I solved my problem in the meantime.
The segmentation fault was caused by accessing a memory location with the address 0xffffffff. This happened, when the rmu driver (rmu_driver.c) tries to mmap some CPU registers. The mmap fails and returns (correctly) with -1 (MAP_FAILED), which the driver fails to notice. The driver only checks for 0/NULL, but not for MAP_FAILED/-1. So he proceeds and tries to access the memory at -1/0xffffffff.
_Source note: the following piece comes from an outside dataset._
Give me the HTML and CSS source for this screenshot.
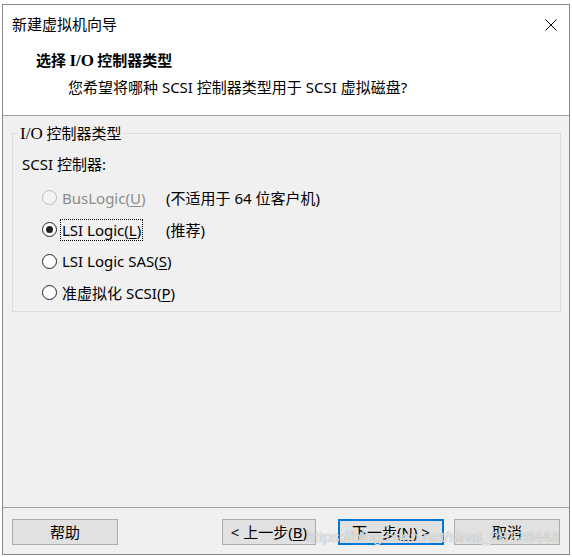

So I checked the mmap mechanic behind the rmu_driver.c, which can be found in the kernel source file uio.c, which is the generic userspace IO driver source code. Here the mmap of the rmu_driver.c arrives, because the rmu kernel module fsl_rmu_uio.c does not have its own mmap implementation. The uio_mmap function in uio.c then checks a few things, like comparing the requested memory size vs the allowed memory size of the rmu unit (specifically the messe units 0, 1 and the doorbell unit). Here the mmap fails, because the allowed mem size is set to 0x100 (for the rmu message units) and 0x80 (for the doorbell unit), but a call to mmap will always try to get AT LEAST one page (4096 bytes). So 4096 is bigger than 0x100 or 0x80, which is why the mmap fails, which is why it returns with MAP_FAILED.
The mem sizes (0x100 and 0x80) are set via the device tree binding for the rmu unit, more specifically the "reg" parameter in the message units and the doorbell unit. So increasing the size there to 0x1000 is one option to let the mmap call succeed, but I am not sure if that is wise. There might be other kernel/driver components who read out the device tree parameters and use those sizes for other things. I am not sure about the consequences of this possible solution.
My personal and current solution is to add a mmap function to the fsl_rmu_uio.c kernel module, where I do not do this kind of check. It works fine and I can now send and receive doorbells between two P4080 boards. However I am not sure if this is an optimal solution.
I want to investigate some more and see if there are more elegant solutions, but it works now and I can use the rmu application as well as the fsl_rmu_uio.ko kernel module just fine.
Any input from you guys is appreciated. Maybe this helps someone else as well.
Best regards,
Andre